Ore di tensione in Israele, dove il terrorismo palestinese è tornato a colpire e uccidere. “Chiunque condanni gli attacchi in Francia, deve condannare anche quelli in Israele: è lo stesso terrore. Chi non lo fa è ipocrita e cieco”, ha dichiarato il primo ministro Benjamin Netanyahu a margine degli attacchi, compiuti a Tel Aviv e nel Gush Etzion.

“Dietro questi atti di terrorismo – ha quindi sottolineato – c’è l’Islam radicale che cerca di distruggerci, lo stesso che colpisce a Parigi e minaccia tutta l’Europa”. Marginale però lo spazio che i quotidiani dedicano a quanto accaduto.  Intanto l’Europa sotto attacco ha deciso a più voci che la migliore risposta contro questi assassini è quella di non fermarsi. Massima allerta intanto in tutta Europa: secondo una informativa inviata dall’Fbi ai servizi segreti, tra i luoghi a rischio vi sarebbe anche la sinagoga di Roma.

Si legge su ‘Il Messaggero’, a firma di Valentina Errante/Cristiana Mangani: “La nota contiene i nomi di sei arabi, ma non fornisce altre indicazioni, come la data o il luogo di nascita. È generica, indica ristoranti, locali pubblici, oltre a una serie di alias riferibili all’identità di questa ipotetica ‘cellula dormiente’, che potrebbe trovarsi nel nostro paese”. Ruth Dureghello, presidente della Comunità ebraica romana,  ha dichiarato: “L’attenzione è quella di sempre, e non è mai stata poca. Il terrorismo vuole attaccare, anche con la paura, l’ideale di libertà che l’Europa ha conquistato a fatica. Quindi la miglior risposta è non fermarsi. E noi non ci fermiamo. La Comunità ebraica continua tutte le sue attività”.  

Aumentano intanto le voci che invocano il “modello Israele” che contro il terrore mobilita ogni singolo cittadino. Scrive Fabio Nicolucci (Il Messaggero): “Se vogliamo battere l’Isis, occorrerà forgiare un’azione comune. E una coalizione. Con una conseguente idea del dopo. Un dopo necessariamente senza Isis.

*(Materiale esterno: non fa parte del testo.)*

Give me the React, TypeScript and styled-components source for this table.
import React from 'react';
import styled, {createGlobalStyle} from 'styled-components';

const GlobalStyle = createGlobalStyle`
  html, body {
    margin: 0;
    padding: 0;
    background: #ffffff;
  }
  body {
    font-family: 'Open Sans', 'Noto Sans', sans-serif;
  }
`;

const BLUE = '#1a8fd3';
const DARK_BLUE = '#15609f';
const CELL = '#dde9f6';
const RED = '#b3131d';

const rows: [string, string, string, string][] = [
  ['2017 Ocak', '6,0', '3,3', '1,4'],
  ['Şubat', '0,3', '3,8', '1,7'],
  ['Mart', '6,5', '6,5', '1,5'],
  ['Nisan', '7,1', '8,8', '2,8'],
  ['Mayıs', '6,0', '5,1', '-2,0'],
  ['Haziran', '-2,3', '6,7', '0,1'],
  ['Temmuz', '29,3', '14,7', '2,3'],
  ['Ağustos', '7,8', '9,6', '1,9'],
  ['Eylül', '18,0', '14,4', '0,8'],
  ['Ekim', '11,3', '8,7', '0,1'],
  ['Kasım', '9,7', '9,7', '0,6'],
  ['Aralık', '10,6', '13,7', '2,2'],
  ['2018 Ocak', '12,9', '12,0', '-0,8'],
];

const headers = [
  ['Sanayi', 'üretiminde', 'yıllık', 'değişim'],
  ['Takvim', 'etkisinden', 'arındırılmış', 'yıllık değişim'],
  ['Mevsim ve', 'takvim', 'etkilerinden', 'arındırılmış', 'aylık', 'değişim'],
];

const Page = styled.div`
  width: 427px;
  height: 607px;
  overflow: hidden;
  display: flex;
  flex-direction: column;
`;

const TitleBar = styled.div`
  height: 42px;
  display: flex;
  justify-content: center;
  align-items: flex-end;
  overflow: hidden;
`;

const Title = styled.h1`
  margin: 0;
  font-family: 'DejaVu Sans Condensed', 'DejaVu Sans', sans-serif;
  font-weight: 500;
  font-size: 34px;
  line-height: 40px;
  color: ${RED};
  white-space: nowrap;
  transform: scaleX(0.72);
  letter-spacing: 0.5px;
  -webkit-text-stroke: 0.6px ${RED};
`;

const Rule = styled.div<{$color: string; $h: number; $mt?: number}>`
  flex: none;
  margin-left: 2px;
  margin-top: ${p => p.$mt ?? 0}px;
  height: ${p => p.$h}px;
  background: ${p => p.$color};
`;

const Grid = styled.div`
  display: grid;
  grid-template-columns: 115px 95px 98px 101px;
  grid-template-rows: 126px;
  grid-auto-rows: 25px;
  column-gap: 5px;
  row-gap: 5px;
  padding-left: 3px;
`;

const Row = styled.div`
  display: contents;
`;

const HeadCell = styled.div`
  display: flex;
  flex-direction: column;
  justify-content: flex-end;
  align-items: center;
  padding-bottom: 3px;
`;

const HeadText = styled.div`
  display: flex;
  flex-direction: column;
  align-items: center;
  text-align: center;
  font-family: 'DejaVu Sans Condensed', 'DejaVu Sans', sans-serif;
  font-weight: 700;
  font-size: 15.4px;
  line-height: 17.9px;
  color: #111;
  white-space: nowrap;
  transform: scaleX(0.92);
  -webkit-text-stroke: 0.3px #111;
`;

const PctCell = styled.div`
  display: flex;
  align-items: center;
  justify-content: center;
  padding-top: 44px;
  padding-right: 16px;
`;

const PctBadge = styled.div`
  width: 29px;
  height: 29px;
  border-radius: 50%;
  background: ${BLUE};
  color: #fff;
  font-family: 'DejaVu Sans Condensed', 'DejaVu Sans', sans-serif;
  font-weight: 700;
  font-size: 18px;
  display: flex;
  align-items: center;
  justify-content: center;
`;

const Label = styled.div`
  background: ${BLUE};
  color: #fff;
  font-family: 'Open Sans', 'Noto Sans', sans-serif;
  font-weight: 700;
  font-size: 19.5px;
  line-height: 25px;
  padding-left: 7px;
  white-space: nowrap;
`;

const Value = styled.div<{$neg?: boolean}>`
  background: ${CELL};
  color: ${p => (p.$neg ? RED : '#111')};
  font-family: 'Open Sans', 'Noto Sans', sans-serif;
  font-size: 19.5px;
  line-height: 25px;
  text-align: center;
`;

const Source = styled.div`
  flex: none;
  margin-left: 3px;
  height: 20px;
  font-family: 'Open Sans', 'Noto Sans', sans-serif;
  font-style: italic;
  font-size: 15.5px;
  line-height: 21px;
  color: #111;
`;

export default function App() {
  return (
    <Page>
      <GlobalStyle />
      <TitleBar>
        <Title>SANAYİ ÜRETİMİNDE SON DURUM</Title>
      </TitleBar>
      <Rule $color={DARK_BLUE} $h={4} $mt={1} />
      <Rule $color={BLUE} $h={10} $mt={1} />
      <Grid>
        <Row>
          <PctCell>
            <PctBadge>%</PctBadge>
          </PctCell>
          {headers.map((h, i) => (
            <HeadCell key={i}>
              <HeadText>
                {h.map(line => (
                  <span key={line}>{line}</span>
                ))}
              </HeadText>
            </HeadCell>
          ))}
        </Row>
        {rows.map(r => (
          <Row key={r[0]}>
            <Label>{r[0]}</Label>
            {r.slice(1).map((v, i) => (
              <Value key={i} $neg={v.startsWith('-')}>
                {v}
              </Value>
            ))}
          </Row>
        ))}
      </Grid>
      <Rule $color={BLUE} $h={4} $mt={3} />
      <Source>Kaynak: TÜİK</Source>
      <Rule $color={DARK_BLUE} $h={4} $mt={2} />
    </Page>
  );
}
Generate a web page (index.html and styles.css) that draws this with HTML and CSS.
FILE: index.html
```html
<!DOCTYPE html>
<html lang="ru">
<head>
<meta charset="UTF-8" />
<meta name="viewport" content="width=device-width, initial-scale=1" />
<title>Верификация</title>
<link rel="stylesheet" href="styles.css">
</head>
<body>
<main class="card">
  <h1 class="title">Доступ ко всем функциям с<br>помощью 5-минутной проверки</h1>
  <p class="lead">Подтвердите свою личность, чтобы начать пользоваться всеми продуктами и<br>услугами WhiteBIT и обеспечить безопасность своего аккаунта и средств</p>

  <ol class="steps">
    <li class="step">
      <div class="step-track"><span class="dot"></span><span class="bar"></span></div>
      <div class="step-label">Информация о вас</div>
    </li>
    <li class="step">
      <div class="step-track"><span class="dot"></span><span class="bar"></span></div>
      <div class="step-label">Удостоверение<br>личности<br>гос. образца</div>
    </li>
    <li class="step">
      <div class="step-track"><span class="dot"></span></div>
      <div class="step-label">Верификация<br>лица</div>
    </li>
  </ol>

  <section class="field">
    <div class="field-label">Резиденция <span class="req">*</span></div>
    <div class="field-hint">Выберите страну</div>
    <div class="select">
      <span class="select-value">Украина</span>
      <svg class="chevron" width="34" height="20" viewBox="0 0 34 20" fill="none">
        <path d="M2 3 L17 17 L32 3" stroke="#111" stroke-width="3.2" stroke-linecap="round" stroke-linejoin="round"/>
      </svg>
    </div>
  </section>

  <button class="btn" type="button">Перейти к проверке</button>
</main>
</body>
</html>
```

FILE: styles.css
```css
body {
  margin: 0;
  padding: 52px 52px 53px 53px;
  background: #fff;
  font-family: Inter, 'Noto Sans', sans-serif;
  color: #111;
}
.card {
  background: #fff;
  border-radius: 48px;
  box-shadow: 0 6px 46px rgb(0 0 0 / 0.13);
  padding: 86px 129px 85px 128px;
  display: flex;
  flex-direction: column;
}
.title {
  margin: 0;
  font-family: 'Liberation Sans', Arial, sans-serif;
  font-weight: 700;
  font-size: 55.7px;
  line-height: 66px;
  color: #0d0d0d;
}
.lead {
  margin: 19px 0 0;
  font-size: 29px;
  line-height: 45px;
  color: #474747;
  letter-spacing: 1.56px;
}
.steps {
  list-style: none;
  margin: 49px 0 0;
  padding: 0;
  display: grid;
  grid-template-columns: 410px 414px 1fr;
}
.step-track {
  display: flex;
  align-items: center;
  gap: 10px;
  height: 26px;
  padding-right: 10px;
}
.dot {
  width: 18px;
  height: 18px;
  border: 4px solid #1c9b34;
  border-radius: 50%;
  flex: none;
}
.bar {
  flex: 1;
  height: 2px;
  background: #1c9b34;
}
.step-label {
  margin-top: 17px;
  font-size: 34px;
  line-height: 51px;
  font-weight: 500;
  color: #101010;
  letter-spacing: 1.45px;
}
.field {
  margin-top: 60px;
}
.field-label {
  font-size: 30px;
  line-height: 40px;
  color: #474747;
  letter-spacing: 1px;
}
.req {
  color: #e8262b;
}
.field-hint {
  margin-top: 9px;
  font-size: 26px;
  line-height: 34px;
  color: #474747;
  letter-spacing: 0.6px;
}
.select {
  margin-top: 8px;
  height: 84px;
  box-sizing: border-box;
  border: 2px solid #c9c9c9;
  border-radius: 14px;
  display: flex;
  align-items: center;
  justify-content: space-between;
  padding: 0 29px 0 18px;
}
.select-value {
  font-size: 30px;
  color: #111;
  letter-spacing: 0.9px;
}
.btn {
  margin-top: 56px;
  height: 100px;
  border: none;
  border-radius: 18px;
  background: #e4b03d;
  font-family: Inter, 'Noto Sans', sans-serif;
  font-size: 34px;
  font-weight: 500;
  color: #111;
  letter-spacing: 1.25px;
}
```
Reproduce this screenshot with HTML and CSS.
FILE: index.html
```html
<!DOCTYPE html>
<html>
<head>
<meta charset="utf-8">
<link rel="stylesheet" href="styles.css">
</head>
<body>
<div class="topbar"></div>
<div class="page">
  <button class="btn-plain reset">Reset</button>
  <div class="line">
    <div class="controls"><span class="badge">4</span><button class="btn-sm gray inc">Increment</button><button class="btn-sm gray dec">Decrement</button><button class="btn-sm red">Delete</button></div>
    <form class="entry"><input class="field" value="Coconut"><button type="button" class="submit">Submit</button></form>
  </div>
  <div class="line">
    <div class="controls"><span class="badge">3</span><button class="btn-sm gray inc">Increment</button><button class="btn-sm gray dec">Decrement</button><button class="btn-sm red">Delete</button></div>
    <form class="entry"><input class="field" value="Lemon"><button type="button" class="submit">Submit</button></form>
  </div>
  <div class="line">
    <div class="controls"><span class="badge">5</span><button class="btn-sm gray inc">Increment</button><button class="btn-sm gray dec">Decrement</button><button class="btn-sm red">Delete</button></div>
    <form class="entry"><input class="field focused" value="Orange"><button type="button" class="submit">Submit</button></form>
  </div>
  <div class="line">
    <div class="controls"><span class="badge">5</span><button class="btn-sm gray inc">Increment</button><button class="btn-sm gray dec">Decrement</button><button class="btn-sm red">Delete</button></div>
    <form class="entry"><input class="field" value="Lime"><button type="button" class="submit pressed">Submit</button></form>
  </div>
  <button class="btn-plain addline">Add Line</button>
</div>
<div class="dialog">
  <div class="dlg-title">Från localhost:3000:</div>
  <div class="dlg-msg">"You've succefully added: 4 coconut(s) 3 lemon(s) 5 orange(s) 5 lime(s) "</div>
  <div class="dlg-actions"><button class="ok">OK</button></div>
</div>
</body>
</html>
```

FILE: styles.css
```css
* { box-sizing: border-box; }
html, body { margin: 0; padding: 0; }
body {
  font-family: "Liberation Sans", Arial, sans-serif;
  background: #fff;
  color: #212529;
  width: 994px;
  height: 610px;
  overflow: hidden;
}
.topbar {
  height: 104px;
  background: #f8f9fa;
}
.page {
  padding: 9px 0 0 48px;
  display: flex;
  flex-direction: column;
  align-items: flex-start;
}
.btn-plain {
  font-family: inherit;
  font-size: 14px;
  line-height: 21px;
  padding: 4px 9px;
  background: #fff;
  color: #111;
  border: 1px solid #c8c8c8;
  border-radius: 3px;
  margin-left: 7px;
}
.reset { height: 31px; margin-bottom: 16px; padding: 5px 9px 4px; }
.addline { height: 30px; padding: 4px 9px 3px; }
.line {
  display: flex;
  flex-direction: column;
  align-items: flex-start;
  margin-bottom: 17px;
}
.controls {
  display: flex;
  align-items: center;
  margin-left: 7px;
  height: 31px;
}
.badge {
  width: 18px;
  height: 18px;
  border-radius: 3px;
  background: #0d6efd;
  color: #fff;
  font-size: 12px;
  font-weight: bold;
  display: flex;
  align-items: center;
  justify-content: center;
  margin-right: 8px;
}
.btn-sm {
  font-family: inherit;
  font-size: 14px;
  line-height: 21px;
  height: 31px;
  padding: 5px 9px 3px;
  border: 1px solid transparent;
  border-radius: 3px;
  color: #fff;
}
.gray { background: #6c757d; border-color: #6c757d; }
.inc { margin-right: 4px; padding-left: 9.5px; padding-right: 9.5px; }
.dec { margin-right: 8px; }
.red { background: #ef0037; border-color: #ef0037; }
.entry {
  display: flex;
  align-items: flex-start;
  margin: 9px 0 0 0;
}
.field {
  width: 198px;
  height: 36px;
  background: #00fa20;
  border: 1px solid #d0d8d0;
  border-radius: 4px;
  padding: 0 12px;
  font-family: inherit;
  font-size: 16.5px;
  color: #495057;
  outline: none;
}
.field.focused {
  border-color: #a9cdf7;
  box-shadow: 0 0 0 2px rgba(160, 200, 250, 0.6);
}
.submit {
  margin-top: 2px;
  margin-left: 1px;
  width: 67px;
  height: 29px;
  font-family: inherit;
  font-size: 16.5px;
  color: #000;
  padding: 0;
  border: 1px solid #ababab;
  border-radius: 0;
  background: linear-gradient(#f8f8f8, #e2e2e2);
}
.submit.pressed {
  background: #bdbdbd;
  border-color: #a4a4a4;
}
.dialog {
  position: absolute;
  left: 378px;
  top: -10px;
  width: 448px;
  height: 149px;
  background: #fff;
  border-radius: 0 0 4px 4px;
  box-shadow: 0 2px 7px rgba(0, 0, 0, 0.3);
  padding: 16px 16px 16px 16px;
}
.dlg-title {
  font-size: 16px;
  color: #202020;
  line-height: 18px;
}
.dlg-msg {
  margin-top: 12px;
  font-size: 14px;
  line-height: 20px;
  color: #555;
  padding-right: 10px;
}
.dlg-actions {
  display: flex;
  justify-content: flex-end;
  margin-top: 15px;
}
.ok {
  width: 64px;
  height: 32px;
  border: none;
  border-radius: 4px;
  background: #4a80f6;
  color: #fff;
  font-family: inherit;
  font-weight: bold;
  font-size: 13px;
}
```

Occorre allora da subito attrezzarsi, anche a livello di consapevolezza pubblica, affinché come fanno gli israeliani ognuno si senta parte di un monitoraggio”. Maurizio Molinari su ‘La Stampa’: “Controlli hi-tech, massiccia presenza di sicurezza ma soprattutto capacità dei cittadini di rispondere agli attacchi: è la formula con cui Tel Aviv, la metropoli dello Stato ebraico, si difende dall’Intifada dei coltelli così come avvenuto dalle precedenti ondate di attentati”.

Intervistato dal ‘Quotidiano Nazionale’, lo psicologo David Meghnagi sostiene:“Dopo gli ultimi attacchi terroristici, nulla in Europa sarà come prima. E dovremo ripensare la nostra vita e le nostre abitudini. Sarà una transizione lunga ma nella gestione di questa fase Israele, che da sempre è un laboratorio, può esserci di grande aiuto”.